→ **STATED PROBLEM**
Give the material once more, word for word, without any images.

→ **MATERIAL PROVIDED**
----------------
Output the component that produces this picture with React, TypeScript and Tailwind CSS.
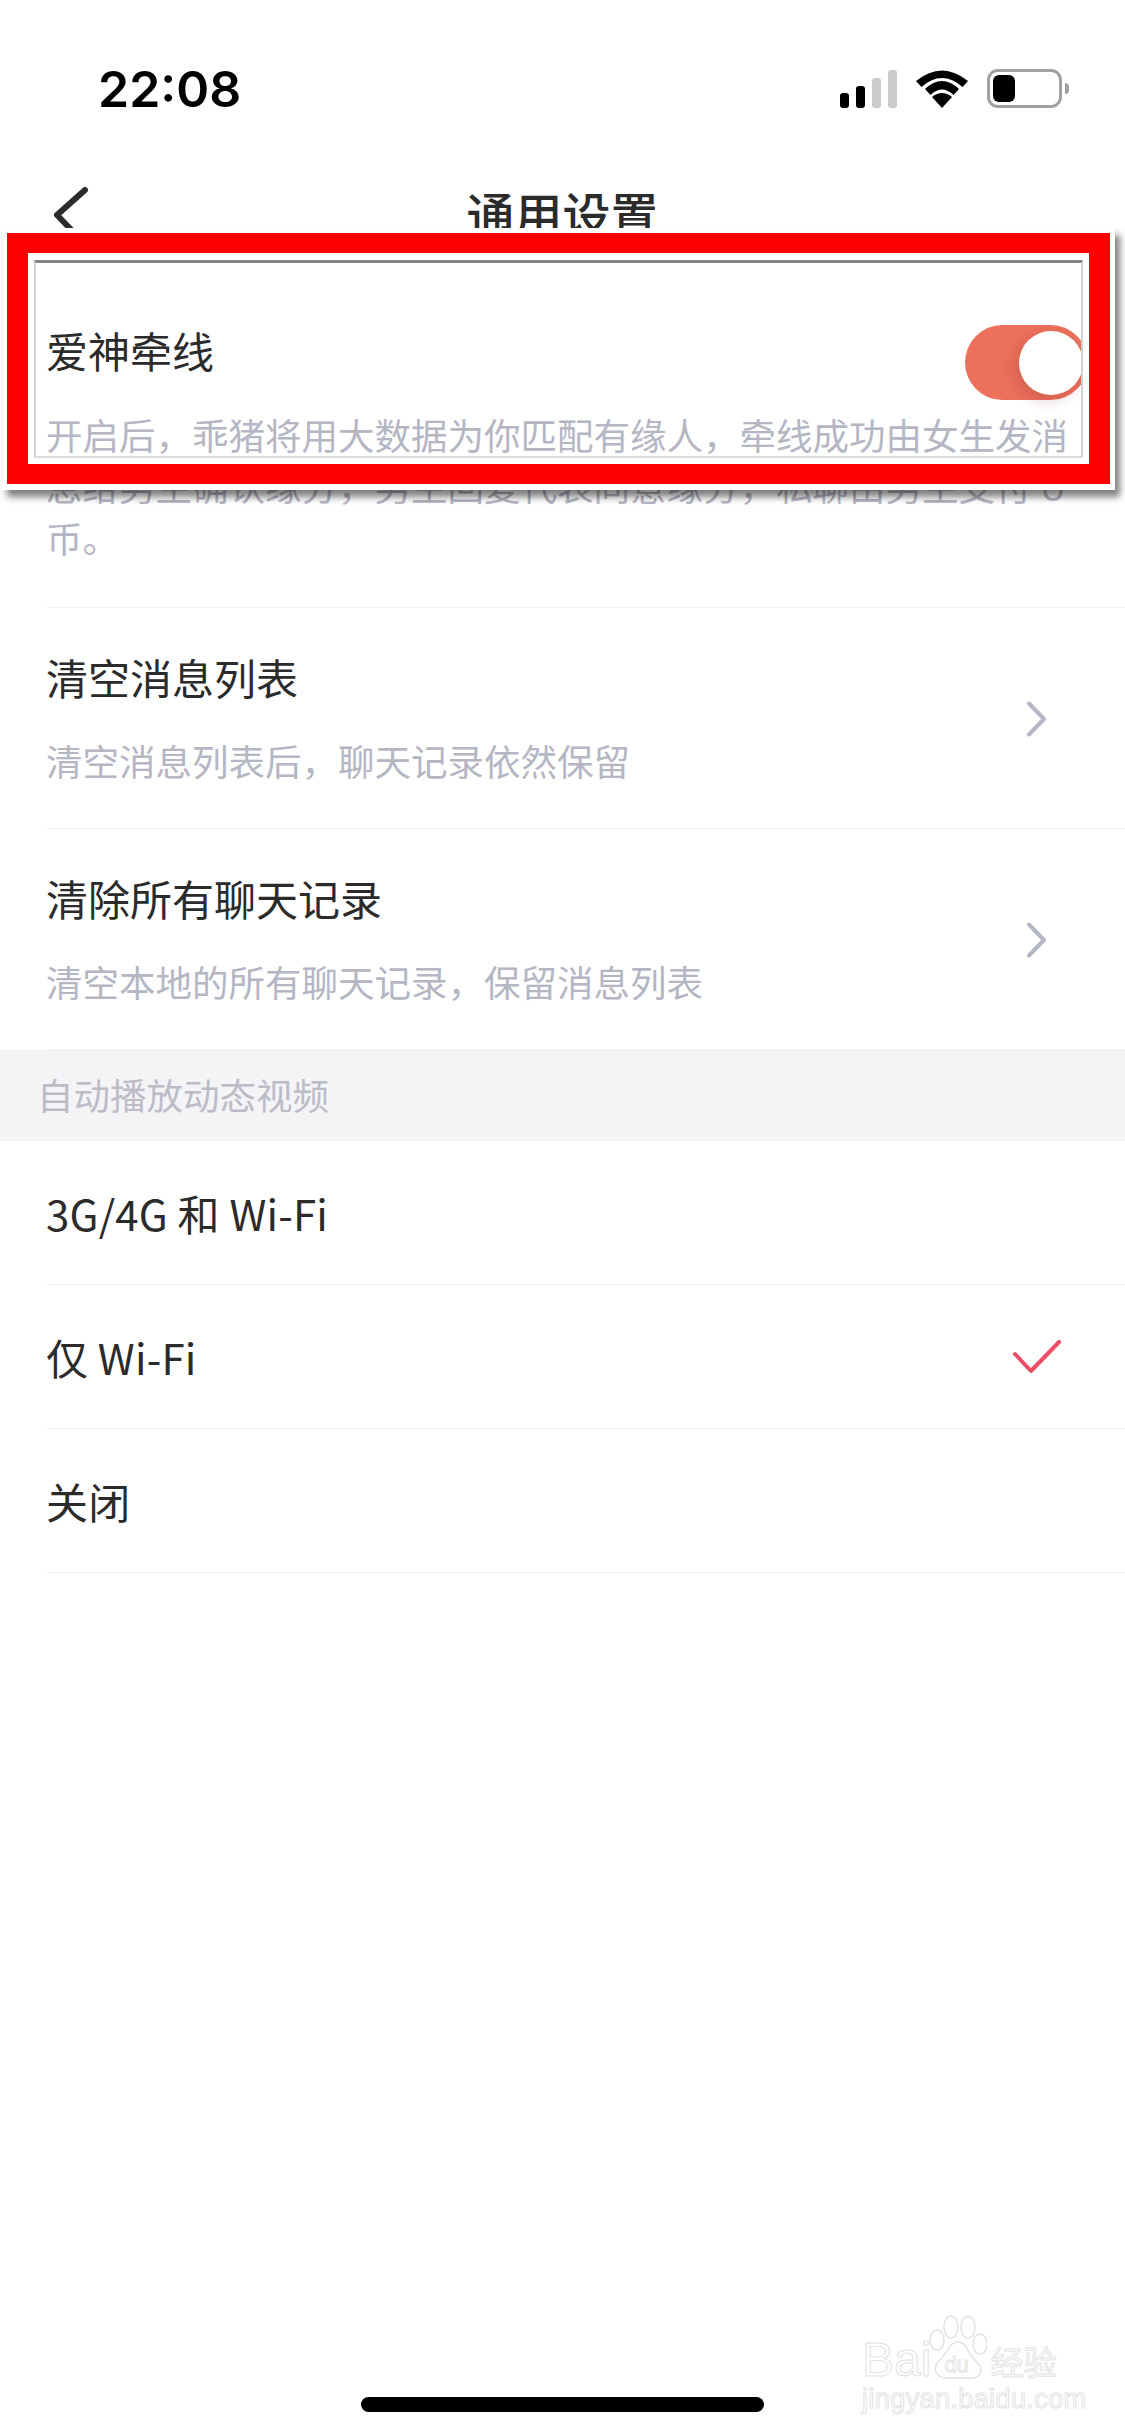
const cjk = "font-['Noto_Sans_CJK_SC','Noto_Sans',sans-serif]";

function Chevron() {
  return (
    <svg width="20" height="36" viewBox="0 0 20 36" className="mt-[2px] shrink-0" fill="none">
      <polyline points="3,2.5 18,18 3,33.5" stroke="#b5b6c6" strokeWidth="4" strokeLinecap="round" strokeLinejoin="round" />
    </svg>
  );
}

function Toggle() {
  return (
    <div className="mt-[62px] -mr-[7px] flex h-[75px] w-[123px] shrink-0 items-center justify-end rounded-full bg-[#ec705c] pr-[5px]">
      <div className="h-[64px] w-[64px] rounded-full bg-white shadow-[-4px_5px_14px_rgba(120,40,30,0.22)]" />
    </div>
  );
}

function ActionRow({ title, sub }: { title: string; sub: string }) {
  return (
    <div className="ml-[46px] flex h-[221px] items-center justify-between border-b border-[#f2f2f5] pr-[79px] last:h-[222px] last:border-b-0">
      <div className="mt-[2px]">
        <div className="text-[42px] leading-[50px] text-[#2b2b2b]">{title}</div>
        <div className="mt-[33px] text-[36.5px] leading-[52px] text-[#b5b6c4]">{sub}</div>
      </div>
      <Chevron />
    </div>
  );
}

function OptionRow({ label, checked }: { label: string; checked?: boolean }) {
  return (
    <div className="ml-[46px] flex h-[144px] items-center justify-between border-b border-[#f2f2f5] pr-[64px] text-[42px] text-[#2b2b2b]">
      <span className="tracking-[0.2px]">{label}</span>
      {checked && (
        <svg width="48" height="34" viewBox="0 0 48 34" fill="none">
          <polyline points="2,14 18,31 46,2" stroke="#ee4d66" strokeWidth="4" strokeLinecap="round" strokeLinejoin="round" />
        </svg>
      )}
    </div>
  );
}

function Signal() {
  return (
    <div className="flex h-[38px] items-end gap-[7px]">
      <div className="h-[15px] w-[9px] rounded-[3px] bg-black" />
      <div className="h-[22px] w-[9px] rounded-[3px] bg-black" />
      <div className="h-[30px] w-[9px] rounded-[3px] bg-[#cccccc]" />
      <div className="h-[38px] w-[9px] rounded-[3px] bg-[#cccccc]" />
    </div>
  );
}

function Wifi() {
  return (
    <svg width="52" height="38" viewBox="0 0 52 38">
      <path d="M26 38 L16 27 Q26 19 36 27 Z" fill="#000" />
      <path d="M9 19 Q26 3 43 19 L37.5 25 Q26 14 14.5 25 Z" fill="#000" />
      <path d="M0 11 Q26 -10 52 11 L46.5 17 Q26 -1 5.5 17 Z" fill="#000" />
    </svg>
  );
}

function Battery() {
  return (
    <div className="flex items-center gap-[3px]">
      <div className="flex h-[39px] w-[75px] items-center rounded-[11px] border-[3px] border-[#a0a0a0] pl-[3px]">
        <div className="h-[27px] w-[22px] rounded-[6px] bg-black" />
      </div>
      <div className="h-[11px] w-[4px] rounded-r-full bg-[#a0a0a0]" />
    </div>
  );
}

function Watermark() {
  const stroke = "text-transparent [-webkit-text-stroke:1px_#e2e2e2]";
  return (
    <div className="absolute left-[862px] top-[2315px] w-[205px] font-['Liberation_Sans',sans-serif]">
      <div className="flex h-[66px] items-end">
        <span className={`text-[48px] leading-[42px] ${stroke}`}>Bai</span>
        <div className="relative -ml-[2px] h-[66px] w-[58px] shrink-0">
          <svg width="58" height="66" viewBox="0 0 58 66" fill="none" stroke="#e2e2e2" strokeWidth="1.5">
            <ellipse cx="8" cy="25" rx="7" ry="10" />
            <ellipse cx="22" cy="12" rx="7" ry="11" />
            <ellipse cx="39" cy="12" rx="7" ry="11" />
            <ellipse cx="51" cy="29" rx="7" ry="10" />
            <path d="M29 27 C20 27 20 37 10 46 C2 54 8 64 20 63 L40 63 C52 64 56 54 47 46 C38 38 38 27 29 27 Z" />
          </svg>
          <span className={`absolute bottom-[5px] left-[15px] text-[22px] leading-[22px] ${stroke}`}>du</span>
        </div>
        <span className={`ml-[3px] text-[33px] leading-[40px] ${stroke} ${cjk}`}>经验</span>
      </div>
      <div className={`mt-[4px] text-[27px] leading-[28px] tracking-[0.4px] ${stroke}`}>jingyan.baidu.com</div>
    </div>
  );
}

export default function App() {
  return (
    <div className={`relative h-[2436px] w-[1125px] overflow-hidden bg-white ${cjk}`}>
      <div className="flex h-[150px] items-end justify-between pl-[98px] pr-[56px] pb-[42px]">
        <span className="font-['Inter',sans-serif] text-[50px] font-semibold leading-[38px] text-black">22:08</span>
        <div className="flex items-center gap-[19px]">
          <Signal />
          <Wifi />
          <Battery />
        </div>
      </div>

      <div className="relative flex h-[130px] items-start justify-center pt-[32px]">
        <svg width="40" height="60" viewBox="0 0 40 60" fill="none" className="absolute left-[50px] top-[37px]">
          <polyline points="35,3 7,28 33,55" stroke="#2b2b2b" strokeWidth="6" strokeLinecap="round" strokeLinejoin="round" />
        </svg>
        <span className="text-[48px] font-medium leading-[60px] text-[#2b2b2b]">通用设置</span>
      </div>

      <div className="ml-[46px] h-[328px] border-b border-[#f2f2f5] pt-[47px]">
        <div className="text-[42px] leading-[50px] text-[#2b2b2b]">爱神牵线</div>
        <div className="mt-[31px] text-[36.5px] leading-[52px] text-[#b5b6c4]">
          <div className="whitespace-nowrap">开启后，乖猪将用大数据为你匹配有缘人，牵线成功由女生发消</div>
          <div className="whitespace-nowrap">息给男生确认缘分，男生回复代表同意缘分，私聊由男生支付 U</div>
          <div>币。</div>
        </div>
      </div>

      <ActionRow title="清空消息列表" sub="清空消息列表后，聊天记录依然保留" />
      <ActionRow title="清除所有聊天记录" sub="清空本地的所有聊天记录，保留消息列表" />

      <div className="flex h-[91px] items-center bg-[#f4f4f6] pl-[37px] text-[36.5px] text-[#bcbcc9]">自动播放动态视频</div>

      <OptionRow label="3G/4G 和 Wi-Fi" />
      <OptionRow label="仅 Wi-Fi" checked />
      <OptionRow label="关闭" />

      {/* pasted highlight frame lying over the page */}
      <div className="absolute left-[2px] top-[228px] h-[262px] w-[1113px] bg-white p-[5px_5px_6px_5px] shadow-[5px_7px_7px_rgba(0,0,0,0.5)]">
        <div className="h-full bg-[#ff0000] p-[20px_21px]">
          <div className="h-full bg-white p-[7px_6px_6px_6px]">
            <div className="h-full overflow-hidden border-x-2 border-b-2 border-t-[3px] border-x-[#d0d0d0] border-b-[#dddddd] border-t-[#858585] pl-[10px]">
              <div className="flex justify-between">
                <div className="mt-[62px] text-[42px] leading-[50px] text-[#2b2b2b]">爱神牵线</div>
                <Toggle />
              </div>
              <div className="mt-[9px] whitespace-nowrap text-[36.5px] leading-[52px] text-[#b5b6c4]">开启后，乖猪将用大数据为你匹配有缘人，牵线成功由女生发消</div>
            </div>
          </div>
        </div>
      </div>

      <div className="absolute bottom-[24px] left-[361px] h-[15px] w-[403px] rounded-full bg-black" />
      <Watermark />
    </div>
  );
}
----------------
→ **TASK ANSWER**
Output the component that produces this picture with React, TypeScript and Tailwind CSS.
const cjk = "font-['Noto_Sans_CJK_SC','Noto_Sans',sans-serif]";

function Chevron() {
  return (
    <svg width="20" height="36" viewBox="0 0 20 36" className="mt-[2px] shrink-0" fill="none">
      <polyline points="3,2.5 18,18 3,33.5" stroke="#b5b6c6" strokeWidth="4" strokeLinecap="round" strokeLinejoin="round" />
    </svg>
  );
}

function Toggle() {
  return (
    <div className="mt-[62px] -mr-[7px] flex h-[75px] w-[123px] shrink-0 items-center justify-end rounded-full bg-[#ec705c] pr-[5px]">
      <div className="h-[64px] w-[64px] rounded-full bg-white shadow-[-4px_5px_14px_rgba(120,40,30,0.22)]" />
    </div>
  );
}

function ActionRow({ title, sub }: { title: string; sub: string }) {
  return (
    <div className="ml-[46px] flex h-[221px] items-center justify-between border-b border-[#f2f2f5] pr-[79px] last:h-[222px] last:border-b-0">
      <div className="mt-[2px]">
        <div className="text-[42px] leading-[50px] text-[#2b2b2b]">{title}</div>
        <div className="mt-[33px] text-[36.5px] leading-[52px] text-[#b5b6c4]">{sub}</div>
      </div>
      <Chevron />
    </div>
  );
}

function OptionRow({ label, checked }: { label: string; checked?: boolean }) {
  return (
    <div className="ml-[46px] flex h-[144px] items-center justify-between border-b border-[#f2f2f5] pr-[64px] text-[42px] text-[#2b2b2b]">
      <span className="tracking-[0.2px]">{label}</span>
      {checked && (
        <svg width="48" height="34" viewBox="0 0 48 34" fill="none">
          <polyline points="2,14 18,31 46,2" stroke="#ee4d66" strokeWidth="4" strokeLinecap="round" strokeLinejoin="round" />
        </svg>
      )}
    </div>
  );
}

function Signal() {
  return (
    <div className="flex h-[38px] items-end gap-[7px]">
      <div className="h-[15px] w-[9px] rounded-[3px] bg-black" />
      <div className="h-[22px] w-[9px] rounded-[3px] bg-black" />
      <div className="h-[30px] w-[9px] rounded-[3px] bg-[#cccccc]" />
      <div className="h-[38px] w-[9px] rounded-[3px] bg-[#cccccc]" />
    </div>
  );
}

function Wifi() {
  return (
    <svg width="52" height="38" viewBox="0 0 52 38">
      <path d="M26 38 L16 27 Q26 19 36 27 Z" fill="#000" />
      <path d="M9 19 Q26 3 43 19 L37.5 25 Q26 14 14.5 25 Z" fill="#000" />
      <path d="M0 11 Q26 -10 52 11 L46.5 17 Q26 -1 5.5 17 Z" fill="#000" />
    </svg>
  );
}

function Battery() {
  return (
    <div className="flex items-center gap-[3px]">
      <div className="flex h-[39px] w-[75px] items-center rounded-[11px] border-[3px] border-[#a0a0a0] pl-[3px]">
        <div className="h-[27px] w-[22px] rounded-[6px] bg-black" />
      </div>
      <div className="h-[11px] w-[4px] rounded-r-full bg-[#a0a0a0]" />
    </div>
  );
}

function Watermark() {
  const stroke = "text-transparent [-webkit-text-stroke:1px_#e2e2e2]";
  return (
    <div className="absolute left-[862px] top-[2315px] w-[205px] font-['Liberation_Sans',sans-serif]">
      <div className="flex h-[66px] items-end">
        <span className={`text-[48px] leading-[42px] ${stroke}`}>Bai</span>
        <div className="relative -ml-[2px] h-[66px] w-[58px] shrink-0">
          <svg width="58" height="66" viewBox="0 0 58 66" fill="none" stroke="#e2e2e2" strokeWidth="1.5">
            <ellipse cx="8" cy="25" rx="7" ry="10" />
            <ellipse cx="22" cy="12" rx="7" ry="11" />
            <ellipse cx="39" cy="12" rx="7" ry="11" />
            <ellipse cx="51" cy="29" rx="7" ry="10" />
            <path d="M29 27 C20 27 20 37 10 46 C2 54 8 64 20 63 L40 63 C52 64 56 54 47 46 C38 38 38 27 29 27 Z" />
          </svg>
          <span className={`absolute bottom-[5px] left-[15px] text-[22px] leading-[22px] ${stroke}`}>du</span>
        </div>
        <span className={`ml-[3px] text-[33px] leading-[40px] ${stroke} ${cjk}`}>经验</span>
      </div>
      <div className={`mt-[4px] text-[27px] leading-[28px] tracking-[0.4px] ${stroke}`}>jingyan.baidu.com</div>
    </div>
  );
}

export default function App() {
  return (
    <div className={`relative h-[2436px] w-[1125px] overflow-hidden bg-white ${cjk}`}>
      <div className="flex h-[150px] items-end justify-between pl-[98px] pr-[56px] pb-[42px]">
        <span className="font-['Inter',sans-serif] text-[50px] font-semibold leading-[38px] text-black">22:08</span>
        <div className="flex items-center gap-[19px]">
          <Signal />
          <Wifi />
          <Battery />
        </div>
      </div>

      <div className="relative flex h-[130px] items-start justify-center pt-[32px]">
        <svg width="40" height="60" viewBox="0 0 40 60" fill="none" className="absolute left-[50px] top-[37px]">
          <polyline points="35,3 7,28 33,55" stroke="#2b2b2b" strokeWidth="6" strokeLinecap="round" strokeLinejoin="round" />
        </svg>
        <span className="text-[48px] font-medium leading-[60px] text-[#2b2b2b]">通用设置</span>
      </div>

      <div className="ml-[46px] h-[328px] border-b border-[#f2f2f5] pt-[47px]">
        <div className="text-[42px] leading-[50px] text-[#2b2b2b]">爱神牵线</div>
        <div className="mt-[31px] text-[36.5px] leading-[52px] text-[#b5b6c4]">
          <div className="whitespace-nowrap">开启后，乖猪将用大数据为你匹配有缘人，牵线成功由女生发消</div>
          <div className="whitespace-nowrap">息给男生确认缘分，男生回复代表同意缘分，私聊由男生支付 U</div>
          <div>币。</div>
        </div>
      </div>

      <ActionRow title="清空消息列表" sub="清空消息列表后，聊天记录依然保留" />
      <ActionRow title="清除所有聊天记录" sub="清空本地的所有聊天记录，保留消息列表" />

      <div className="flex h-[91px] items-center bg-[#f4f4f6] pl-[37px] text-[36.5px] text-[#bcbcc9]">自动播放动态视频</div>

      <OptionRow label="3G/4G 和 Wi-Fi" />
      <OptionRow label="仅 Wi-Fi" checked />
      <OptionRow label="关闭" />

      {/* pasted highlight frame lying over the page */}
      <div className="absolute left-[2px] top-[228px] h-[262px] w-[1113px] bg-white p-[5px_5px_6px_5px] shadow-[5px_7px_7px_rgba(0,0,0,0.5)]">
        <div className="h-full bg-[#ff0000] p-[20px_21px]">
          <div className="h-full bg-white p-[7px_6px_6px_6px]">
            <div className="h-full overflow-hidden border-x-2 border-b-2 border-t-[3px] border-x-[#d0d0d0] border-b-[#dddddd] border-t-[#858585] pl-[10px]">
              <div className="flex justify-between">
                <div className="mt-[62px] text-[42px] leading-[50px] text-[#2b2b2b]">爱神牵线</div>
                <Toggle />
              </div>
              <div className="mt-[9px] whitespace-nowrap text-[36.5px] leading-[52px] text-[#b5b6c4]">开启后，乖猪将用大数据为你匹配有缘人，牵线成功由女生发消</div>
            </div>
          </div>
        </div>
      </div>

      <div className="absolute bottom-[24px] left-[361px] h-[15px] w-[403px] rounded-full bg-black" />
      <Watermark />
    </div>
  );
}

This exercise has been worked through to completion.